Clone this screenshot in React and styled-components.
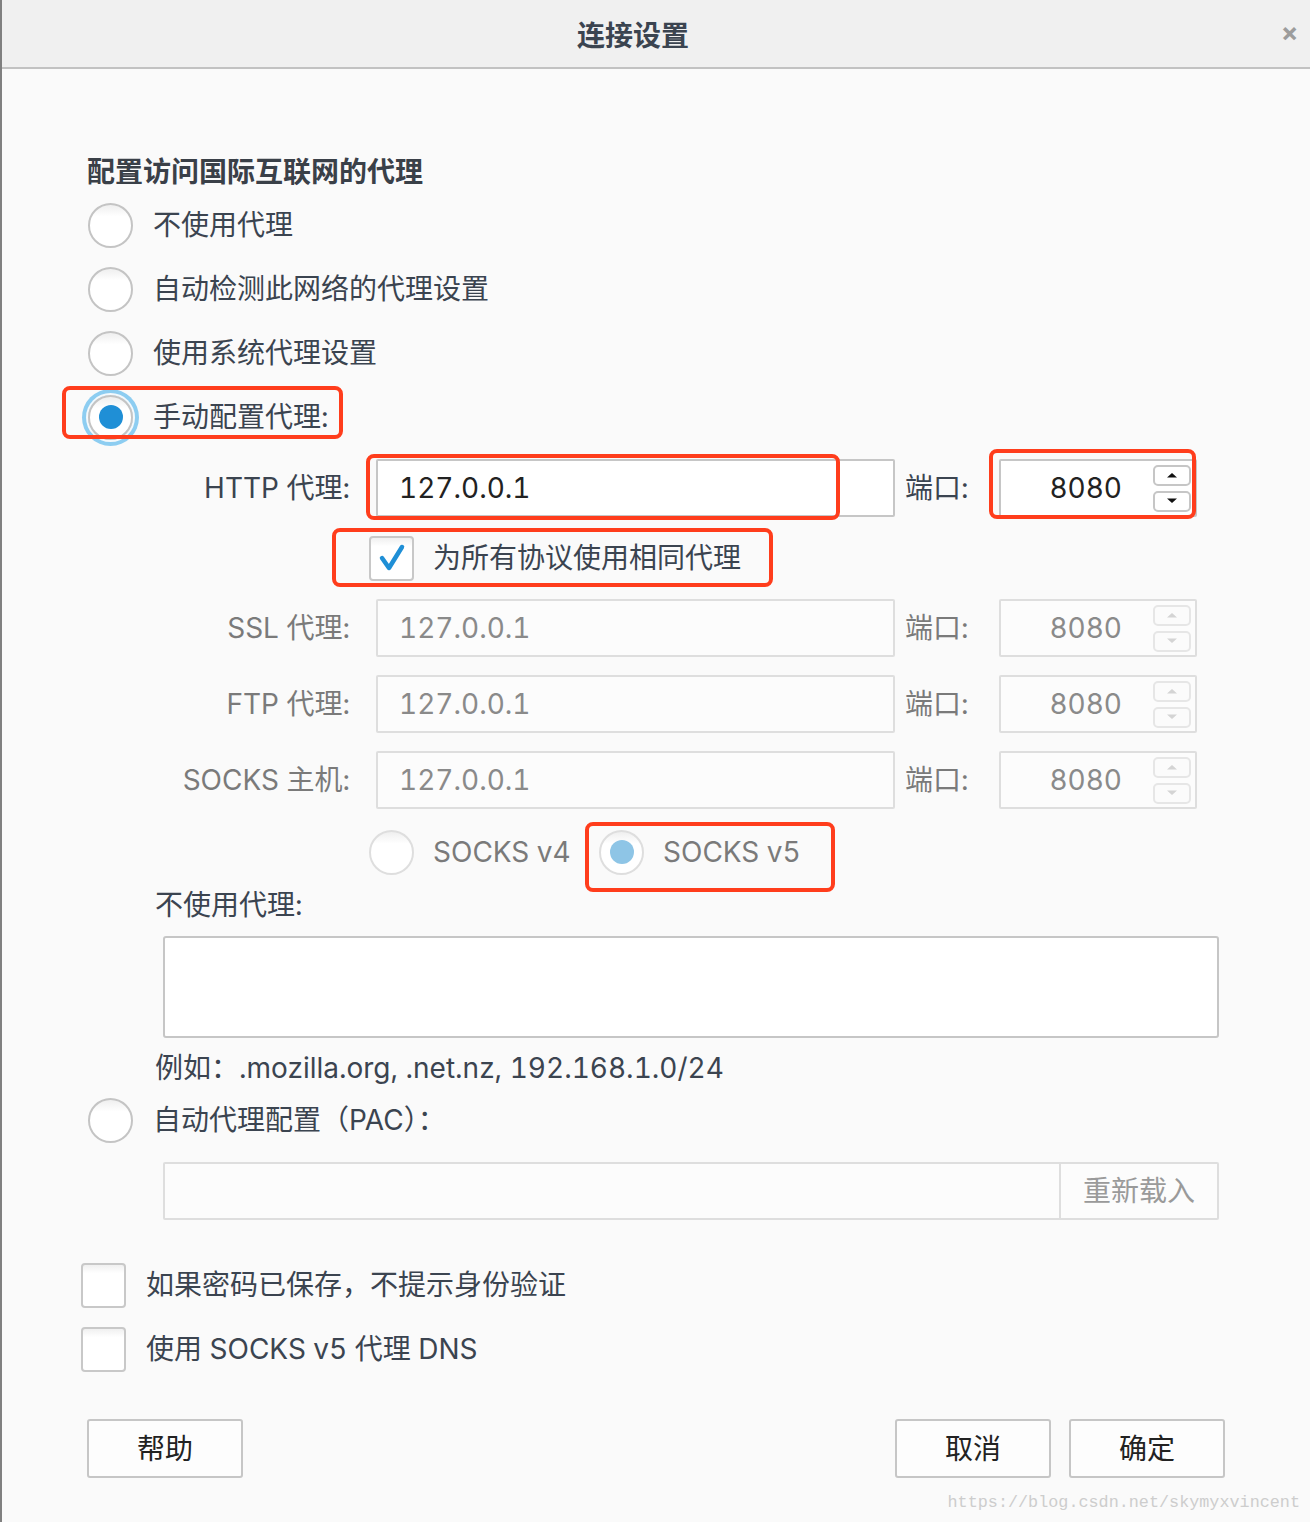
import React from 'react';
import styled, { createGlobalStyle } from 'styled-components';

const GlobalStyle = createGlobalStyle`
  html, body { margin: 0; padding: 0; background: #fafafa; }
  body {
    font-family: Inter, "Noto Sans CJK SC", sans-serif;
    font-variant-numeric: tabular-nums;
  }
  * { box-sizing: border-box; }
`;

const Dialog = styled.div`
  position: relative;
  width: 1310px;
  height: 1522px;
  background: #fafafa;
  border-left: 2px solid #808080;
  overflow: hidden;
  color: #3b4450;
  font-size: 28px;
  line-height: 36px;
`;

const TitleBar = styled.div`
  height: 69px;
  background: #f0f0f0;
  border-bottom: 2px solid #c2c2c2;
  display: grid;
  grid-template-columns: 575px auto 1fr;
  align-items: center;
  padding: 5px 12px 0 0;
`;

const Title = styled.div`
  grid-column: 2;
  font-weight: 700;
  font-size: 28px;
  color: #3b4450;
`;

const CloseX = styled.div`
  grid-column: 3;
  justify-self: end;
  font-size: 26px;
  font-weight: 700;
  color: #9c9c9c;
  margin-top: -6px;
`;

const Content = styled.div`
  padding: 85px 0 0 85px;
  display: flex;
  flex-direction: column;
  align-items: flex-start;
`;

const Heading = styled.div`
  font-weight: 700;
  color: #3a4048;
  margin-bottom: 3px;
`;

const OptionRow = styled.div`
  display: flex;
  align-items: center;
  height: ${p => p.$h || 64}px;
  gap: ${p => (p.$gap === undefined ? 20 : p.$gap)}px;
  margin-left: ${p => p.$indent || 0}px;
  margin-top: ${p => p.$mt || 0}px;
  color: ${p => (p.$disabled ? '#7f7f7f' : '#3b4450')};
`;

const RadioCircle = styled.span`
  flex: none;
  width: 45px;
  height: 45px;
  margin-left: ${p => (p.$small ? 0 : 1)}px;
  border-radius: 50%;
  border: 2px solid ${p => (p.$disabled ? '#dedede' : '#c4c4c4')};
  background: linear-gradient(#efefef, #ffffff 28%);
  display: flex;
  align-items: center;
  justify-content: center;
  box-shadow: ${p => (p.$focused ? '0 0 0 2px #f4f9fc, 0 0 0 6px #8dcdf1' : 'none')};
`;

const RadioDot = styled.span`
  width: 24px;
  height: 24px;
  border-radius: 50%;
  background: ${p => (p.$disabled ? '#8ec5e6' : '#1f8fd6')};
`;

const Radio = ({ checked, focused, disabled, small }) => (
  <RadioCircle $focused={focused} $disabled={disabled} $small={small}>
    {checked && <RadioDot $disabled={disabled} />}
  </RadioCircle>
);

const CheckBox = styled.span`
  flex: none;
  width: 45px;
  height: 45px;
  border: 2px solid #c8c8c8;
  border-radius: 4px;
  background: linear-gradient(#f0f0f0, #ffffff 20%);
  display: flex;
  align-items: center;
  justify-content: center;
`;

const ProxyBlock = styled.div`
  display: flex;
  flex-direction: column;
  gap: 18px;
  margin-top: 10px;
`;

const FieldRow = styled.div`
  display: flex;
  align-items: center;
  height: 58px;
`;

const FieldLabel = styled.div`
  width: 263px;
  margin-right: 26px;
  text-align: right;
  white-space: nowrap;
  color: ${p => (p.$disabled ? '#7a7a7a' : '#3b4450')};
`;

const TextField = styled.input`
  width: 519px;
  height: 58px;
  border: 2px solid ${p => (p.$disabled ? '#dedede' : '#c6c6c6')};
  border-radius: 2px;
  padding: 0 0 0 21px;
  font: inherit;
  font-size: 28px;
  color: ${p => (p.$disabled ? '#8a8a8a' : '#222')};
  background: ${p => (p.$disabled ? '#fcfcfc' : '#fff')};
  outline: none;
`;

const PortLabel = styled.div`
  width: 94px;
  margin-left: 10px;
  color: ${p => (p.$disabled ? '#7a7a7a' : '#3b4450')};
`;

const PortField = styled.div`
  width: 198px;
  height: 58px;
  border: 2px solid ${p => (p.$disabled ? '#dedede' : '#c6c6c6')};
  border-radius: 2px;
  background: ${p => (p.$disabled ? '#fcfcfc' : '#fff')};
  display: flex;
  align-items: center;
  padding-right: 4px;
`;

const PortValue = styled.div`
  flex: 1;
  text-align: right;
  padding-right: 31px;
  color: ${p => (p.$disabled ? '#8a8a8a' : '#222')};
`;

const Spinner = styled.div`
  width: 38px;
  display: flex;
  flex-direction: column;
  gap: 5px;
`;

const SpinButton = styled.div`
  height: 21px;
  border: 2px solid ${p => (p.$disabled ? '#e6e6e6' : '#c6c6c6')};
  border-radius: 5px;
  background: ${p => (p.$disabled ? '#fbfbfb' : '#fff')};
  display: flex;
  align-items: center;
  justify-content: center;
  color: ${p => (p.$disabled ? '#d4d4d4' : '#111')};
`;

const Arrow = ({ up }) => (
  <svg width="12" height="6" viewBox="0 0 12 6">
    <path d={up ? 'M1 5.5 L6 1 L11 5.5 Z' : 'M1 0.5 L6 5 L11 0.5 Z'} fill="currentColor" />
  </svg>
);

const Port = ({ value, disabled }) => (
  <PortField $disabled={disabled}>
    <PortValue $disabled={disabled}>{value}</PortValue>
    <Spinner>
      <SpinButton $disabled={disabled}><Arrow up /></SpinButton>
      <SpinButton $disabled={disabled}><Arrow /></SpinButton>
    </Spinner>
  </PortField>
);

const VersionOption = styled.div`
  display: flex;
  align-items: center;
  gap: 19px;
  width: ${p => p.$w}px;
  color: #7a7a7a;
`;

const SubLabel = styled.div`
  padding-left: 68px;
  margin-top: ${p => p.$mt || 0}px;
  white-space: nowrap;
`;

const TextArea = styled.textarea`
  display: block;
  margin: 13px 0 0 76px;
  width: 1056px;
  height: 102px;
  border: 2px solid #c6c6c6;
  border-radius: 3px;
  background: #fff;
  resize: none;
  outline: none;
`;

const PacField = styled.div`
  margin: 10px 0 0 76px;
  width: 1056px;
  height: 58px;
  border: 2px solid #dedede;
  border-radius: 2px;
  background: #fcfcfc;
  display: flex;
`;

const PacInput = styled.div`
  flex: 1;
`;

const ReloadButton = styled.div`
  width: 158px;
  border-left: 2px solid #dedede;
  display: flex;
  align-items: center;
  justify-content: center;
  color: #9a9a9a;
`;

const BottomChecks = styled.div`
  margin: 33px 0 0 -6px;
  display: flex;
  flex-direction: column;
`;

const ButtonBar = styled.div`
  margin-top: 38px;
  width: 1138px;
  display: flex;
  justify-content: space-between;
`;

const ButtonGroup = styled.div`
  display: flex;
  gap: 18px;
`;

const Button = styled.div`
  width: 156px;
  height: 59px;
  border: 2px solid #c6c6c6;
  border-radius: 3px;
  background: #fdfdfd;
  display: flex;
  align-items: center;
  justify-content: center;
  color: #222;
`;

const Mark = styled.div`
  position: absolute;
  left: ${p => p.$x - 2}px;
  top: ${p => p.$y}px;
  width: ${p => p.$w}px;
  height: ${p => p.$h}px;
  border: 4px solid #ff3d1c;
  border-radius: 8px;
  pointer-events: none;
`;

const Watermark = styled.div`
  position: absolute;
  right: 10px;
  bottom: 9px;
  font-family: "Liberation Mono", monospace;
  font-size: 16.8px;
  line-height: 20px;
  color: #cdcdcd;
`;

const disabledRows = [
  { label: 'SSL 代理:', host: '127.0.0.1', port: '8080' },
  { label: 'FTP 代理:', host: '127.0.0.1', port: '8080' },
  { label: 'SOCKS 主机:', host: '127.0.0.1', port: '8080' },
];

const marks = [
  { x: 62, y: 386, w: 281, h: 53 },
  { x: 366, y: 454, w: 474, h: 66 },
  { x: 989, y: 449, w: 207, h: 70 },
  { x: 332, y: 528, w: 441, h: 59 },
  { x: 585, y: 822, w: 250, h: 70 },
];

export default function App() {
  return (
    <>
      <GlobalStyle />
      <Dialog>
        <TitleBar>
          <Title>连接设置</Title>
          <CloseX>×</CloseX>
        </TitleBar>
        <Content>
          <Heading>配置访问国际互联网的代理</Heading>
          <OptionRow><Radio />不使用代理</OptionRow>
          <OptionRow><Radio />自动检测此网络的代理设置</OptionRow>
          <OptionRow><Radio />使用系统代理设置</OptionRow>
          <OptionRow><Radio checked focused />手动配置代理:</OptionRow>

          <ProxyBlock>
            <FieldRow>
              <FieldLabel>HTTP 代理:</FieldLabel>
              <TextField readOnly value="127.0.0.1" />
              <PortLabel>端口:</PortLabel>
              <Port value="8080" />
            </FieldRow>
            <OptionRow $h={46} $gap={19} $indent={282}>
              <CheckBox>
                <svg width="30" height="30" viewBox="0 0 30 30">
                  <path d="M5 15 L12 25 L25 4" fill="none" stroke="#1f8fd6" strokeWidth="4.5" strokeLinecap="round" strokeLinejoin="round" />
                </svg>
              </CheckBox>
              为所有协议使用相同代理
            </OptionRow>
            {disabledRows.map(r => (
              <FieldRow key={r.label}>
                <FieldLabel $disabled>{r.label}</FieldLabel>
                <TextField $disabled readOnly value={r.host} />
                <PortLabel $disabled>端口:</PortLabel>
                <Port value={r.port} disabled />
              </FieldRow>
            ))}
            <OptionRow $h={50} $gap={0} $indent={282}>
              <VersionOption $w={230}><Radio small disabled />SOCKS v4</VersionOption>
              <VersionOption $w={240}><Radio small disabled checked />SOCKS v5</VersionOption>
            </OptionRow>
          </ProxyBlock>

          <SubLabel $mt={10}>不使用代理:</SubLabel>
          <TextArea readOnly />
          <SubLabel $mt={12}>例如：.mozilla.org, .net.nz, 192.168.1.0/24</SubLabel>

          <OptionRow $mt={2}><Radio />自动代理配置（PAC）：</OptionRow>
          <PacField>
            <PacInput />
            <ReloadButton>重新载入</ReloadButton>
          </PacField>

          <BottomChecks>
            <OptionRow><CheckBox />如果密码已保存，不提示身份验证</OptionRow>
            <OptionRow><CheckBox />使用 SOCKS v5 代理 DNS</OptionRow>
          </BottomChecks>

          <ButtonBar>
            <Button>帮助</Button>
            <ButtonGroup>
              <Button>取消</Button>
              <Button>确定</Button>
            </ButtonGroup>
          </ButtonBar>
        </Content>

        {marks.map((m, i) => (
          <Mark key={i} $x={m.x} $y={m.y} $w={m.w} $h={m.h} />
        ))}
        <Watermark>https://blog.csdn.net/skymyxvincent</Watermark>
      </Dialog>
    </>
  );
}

Instructions for the task →
Pick out the lines that contain "React" and copy them.

Complete output →
Clone this screenshot in React and styled-components.
import React from 'react';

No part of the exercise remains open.